__WORK INSTRUCTIONS__: Give the number of lines holding the string "this" and nothing more.
━━ AVAILABLE DATA
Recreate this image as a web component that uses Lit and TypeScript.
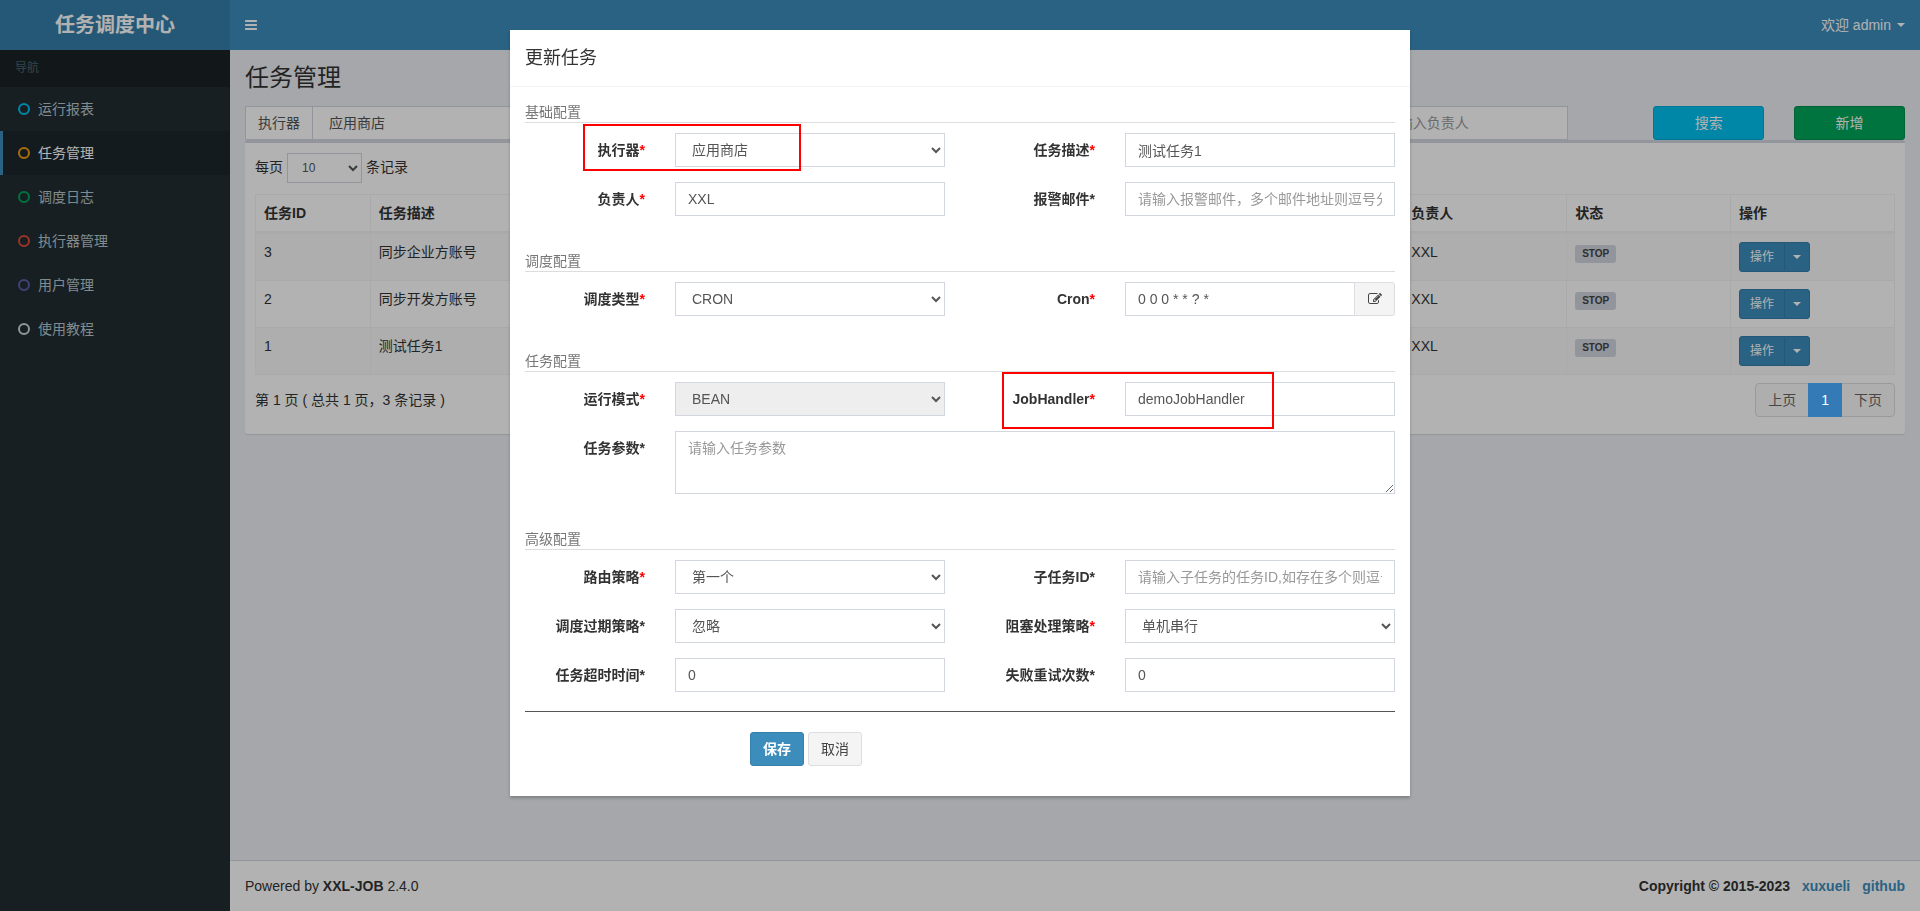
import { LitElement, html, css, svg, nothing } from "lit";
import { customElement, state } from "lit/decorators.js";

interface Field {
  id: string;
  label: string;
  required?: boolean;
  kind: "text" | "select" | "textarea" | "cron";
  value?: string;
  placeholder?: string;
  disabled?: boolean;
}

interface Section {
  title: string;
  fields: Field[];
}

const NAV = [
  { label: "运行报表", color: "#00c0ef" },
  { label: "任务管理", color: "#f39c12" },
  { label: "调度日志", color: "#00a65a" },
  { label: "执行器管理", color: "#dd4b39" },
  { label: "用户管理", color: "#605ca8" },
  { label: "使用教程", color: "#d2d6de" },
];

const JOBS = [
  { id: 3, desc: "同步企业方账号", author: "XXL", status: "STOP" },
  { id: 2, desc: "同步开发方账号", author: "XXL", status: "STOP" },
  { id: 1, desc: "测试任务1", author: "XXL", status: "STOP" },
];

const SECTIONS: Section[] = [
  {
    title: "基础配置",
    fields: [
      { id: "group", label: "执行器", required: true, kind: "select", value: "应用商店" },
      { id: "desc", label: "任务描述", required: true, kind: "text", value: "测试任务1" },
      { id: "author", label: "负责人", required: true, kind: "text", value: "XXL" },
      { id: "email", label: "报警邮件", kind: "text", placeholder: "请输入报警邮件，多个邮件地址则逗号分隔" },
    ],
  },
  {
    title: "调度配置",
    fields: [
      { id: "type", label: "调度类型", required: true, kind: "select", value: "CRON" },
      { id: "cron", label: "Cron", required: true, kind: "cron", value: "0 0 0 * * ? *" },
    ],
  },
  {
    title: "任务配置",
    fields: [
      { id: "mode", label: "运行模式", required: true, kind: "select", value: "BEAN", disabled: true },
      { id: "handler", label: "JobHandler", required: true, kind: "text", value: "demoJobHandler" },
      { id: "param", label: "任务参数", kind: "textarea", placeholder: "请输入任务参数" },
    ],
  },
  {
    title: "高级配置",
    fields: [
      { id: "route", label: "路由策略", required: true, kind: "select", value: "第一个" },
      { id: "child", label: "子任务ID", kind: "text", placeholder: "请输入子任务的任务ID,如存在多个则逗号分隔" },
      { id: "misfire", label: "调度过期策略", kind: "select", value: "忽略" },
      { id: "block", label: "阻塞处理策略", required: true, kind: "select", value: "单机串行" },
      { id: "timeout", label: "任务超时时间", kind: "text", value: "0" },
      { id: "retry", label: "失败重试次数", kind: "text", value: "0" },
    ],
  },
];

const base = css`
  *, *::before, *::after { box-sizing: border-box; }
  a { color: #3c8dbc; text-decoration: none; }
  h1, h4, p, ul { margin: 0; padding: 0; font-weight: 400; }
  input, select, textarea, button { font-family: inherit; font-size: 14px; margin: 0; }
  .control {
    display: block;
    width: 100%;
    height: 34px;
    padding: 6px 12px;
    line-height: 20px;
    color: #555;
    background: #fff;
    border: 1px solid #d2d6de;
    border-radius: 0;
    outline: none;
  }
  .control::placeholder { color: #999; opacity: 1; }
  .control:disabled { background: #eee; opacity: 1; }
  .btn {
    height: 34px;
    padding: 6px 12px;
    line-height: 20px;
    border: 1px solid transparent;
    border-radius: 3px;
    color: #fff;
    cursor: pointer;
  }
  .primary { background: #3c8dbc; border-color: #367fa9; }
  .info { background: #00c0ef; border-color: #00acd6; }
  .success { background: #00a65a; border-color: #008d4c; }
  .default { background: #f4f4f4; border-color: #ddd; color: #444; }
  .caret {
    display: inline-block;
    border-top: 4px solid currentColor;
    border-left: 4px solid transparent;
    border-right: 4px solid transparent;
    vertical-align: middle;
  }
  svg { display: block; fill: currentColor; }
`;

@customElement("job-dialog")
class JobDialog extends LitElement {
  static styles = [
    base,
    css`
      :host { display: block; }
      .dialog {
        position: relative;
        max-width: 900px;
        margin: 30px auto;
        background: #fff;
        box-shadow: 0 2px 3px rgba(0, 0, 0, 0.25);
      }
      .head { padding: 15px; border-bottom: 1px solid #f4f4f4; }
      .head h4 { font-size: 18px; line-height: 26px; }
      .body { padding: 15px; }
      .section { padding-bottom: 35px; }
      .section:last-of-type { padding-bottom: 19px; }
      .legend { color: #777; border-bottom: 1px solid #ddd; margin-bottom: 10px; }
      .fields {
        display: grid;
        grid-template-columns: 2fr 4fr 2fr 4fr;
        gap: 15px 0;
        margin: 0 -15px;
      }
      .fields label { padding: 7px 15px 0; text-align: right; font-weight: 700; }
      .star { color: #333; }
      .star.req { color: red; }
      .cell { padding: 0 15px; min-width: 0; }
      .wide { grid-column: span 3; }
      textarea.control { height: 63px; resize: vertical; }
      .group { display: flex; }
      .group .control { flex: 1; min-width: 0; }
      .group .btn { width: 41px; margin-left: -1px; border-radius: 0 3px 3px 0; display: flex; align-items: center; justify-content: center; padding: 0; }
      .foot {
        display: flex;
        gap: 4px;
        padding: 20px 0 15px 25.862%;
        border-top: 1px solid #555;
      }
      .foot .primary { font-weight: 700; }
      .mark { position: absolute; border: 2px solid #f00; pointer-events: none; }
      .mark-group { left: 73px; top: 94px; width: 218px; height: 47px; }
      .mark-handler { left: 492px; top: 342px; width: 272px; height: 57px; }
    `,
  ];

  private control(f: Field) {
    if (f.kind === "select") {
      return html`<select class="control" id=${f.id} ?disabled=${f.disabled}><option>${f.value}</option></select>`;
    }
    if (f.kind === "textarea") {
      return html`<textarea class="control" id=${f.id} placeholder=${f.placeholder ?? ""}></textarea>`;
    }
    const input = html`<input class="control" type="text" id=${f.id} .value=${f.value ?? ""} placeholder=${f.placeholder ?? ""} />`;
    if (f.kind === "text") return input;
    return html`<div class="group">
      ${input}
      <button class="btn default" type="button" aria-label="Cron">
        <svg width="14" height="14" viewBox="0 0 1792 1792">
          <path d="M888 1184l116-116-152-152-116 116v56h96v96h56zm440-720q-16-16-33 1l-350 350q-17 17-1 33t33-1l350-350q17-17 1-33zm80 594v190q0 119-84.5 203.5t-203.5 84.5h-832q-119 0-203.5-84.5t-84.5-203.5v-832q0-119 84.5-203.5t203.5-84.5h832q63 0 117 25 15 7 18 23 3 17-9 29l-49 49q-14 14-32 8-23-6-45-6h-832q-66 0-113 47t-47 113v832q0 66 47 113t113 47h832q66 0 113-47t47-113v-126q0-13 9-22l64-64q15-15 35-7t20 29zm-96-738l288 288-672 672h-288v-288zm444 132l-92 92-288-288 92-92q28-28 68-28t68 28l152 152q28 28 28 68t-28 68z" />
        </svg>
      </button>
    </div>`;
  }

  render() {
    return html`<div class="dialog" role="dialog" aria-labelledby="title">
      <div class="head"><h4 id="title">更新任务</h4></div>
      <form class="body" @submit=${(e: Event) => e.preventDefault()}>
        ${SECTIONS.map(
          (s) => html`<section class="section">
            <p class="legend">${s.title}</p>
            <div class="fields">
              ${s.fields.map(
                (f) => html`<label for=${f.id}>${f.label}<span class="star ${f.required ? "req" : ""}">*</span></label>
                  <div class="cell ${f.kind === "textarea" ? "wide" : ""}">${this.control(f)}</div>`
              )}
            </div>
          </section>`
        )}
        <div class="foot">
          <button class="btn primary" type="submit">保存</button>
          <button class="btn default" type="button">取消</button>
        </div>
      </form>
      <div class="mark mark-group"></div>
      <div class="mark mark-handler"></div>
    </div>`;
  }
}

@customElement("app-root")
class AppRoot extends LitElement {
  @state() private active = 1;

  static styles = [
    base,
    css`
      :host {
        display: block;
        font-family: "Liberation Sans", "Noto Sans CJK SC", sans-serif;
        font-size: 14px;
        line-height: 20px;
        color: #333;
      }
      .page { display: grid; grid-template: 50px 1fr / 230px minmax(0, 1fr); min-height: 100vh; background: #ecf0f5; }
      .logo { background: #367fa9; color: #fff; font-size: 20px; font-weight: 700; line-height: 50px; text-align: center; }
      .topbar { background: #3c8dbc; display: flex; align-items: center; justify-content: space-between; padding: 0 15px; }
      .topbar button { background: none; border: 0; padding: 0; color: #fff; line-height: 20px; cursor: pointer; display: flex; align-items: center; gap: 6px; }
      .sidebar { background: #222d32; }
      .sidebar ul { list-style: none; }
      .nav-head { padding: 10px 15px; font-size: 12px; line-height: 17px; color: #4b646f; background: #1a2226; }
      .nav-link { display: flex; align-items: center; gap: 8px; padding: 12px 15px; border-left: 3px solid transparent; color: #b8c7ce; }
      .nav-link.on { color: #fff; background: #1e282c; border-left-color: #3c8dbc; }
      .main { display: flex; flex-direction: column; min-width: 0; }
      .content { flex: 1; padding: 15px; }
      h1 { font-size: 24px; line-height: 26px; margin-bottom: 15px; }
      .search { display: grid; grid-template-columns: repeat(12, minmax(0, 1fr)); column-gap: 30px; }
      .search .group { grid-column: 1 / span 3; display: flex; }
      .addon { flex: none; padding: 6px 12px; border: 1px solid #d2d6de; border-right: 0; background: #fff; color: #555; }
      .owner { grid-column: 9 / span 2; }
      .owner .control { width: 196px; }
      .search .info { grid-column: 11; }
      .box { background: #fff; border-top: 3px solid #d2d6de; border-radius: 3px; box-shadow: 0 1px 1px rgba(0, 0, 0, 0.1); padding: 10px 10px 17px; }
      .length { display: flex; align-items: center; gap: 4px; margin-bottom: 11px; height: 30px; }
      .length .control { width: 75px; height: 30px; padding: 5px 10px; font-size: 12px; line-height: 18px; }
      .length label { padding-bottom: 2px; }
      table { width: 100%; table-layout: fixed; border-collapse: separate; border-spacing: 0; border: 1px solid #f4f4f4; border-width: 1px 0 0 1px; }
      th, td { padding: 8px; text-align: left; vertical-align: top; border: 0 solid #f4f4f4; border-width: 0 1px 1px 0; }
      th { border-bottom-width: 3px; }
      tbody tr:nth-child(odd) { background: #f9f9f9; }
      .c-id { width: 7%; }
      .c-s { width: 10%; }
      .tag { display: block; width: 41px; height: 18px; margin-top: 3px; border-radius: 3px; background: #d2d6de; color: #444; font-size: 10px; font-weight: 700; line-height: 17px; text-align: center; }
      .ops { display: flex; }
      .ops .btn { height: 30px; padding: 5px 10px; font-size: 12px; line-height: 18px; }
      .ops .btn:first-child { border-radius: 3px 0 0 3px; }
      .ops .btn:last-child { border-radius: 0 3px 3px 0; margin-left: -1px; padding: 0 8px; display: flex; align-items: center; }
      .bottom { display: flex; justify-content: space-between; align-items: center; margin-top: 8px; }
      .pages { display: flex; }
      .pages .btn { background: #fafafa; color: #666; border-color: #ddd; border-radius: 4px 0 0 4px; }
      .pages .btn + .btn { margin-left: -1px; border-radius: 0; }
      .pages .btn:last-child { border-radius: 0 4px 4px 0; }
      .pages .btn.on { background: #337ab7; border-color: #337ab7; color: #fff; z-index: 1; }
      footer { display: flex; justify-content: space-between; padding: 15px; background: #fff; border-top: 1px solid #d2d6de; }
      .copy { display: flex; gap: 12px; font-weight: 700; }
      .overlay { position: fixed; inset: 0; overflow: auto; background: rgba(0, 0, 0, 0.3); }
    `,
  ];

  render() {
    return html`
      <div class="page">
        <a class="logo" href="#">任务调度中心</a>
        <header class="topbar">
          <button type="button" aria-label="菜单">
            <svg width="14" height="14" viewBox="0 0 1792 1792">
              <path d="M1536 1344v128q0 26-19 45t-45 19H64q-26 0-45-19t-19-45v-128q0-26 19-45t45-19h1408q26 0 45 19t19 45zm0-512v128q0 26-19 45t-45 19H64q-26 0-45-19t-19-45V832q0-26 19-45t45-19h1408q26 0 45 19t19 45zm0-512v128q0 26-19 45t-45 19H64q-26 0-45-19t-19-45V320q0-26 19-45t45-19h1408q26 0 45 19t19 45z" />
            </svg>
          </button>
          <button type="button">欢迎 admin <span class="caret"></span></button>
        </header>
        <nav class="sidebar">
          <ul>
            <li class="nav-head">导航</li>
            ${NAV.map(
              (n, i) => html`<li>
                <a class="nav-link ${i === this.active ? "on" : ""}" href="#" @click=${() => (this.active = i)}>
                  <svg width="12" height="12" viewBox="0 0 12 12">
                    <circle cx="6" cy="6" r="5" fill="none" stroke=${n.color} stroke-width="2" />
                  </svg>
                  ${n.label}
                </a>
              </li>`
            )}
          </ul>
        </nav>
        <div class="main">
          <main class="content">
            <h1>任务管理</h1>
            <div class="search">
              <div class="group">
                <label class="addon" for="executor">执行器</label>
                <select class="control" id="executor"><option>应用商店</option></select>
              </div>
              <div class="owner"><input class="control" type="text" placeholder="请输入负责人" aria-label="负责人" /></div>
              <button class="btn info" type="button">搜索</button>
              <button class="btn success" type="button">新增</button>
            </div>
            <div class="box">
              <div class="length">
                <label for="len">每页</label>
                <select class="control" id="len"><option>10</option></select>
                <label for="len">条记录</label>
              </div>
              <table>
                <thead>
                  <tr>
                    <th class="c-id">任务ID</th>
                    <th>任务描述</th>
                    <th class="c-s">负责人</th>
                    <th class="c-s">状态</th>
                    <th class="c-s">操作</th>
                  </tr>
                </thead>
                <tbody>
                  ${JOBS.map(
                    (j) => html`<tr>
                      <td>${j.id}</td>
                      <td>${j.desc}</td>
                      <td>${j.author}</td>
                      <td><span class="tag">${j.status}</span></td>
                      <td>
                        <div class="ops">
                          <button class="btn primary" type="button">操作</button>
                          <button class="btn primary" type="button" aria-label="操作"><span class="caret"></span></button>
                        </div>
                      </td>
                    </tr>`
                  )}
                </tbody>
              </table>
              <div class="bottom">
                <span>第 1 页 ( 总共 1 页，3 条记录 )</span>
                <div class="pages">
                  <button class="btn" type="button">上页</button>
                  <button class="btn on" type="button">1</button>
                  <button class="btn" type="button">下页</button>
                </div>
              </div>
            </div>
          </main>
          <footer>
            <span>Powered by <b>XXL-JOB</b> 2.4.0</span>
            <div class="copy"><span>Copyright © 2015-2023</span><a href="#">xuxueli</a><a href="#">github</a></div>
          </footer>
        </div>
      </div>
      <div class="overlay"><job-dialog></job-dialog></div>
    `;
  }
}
━━━━
__EXERCISE RESPONSE__: 3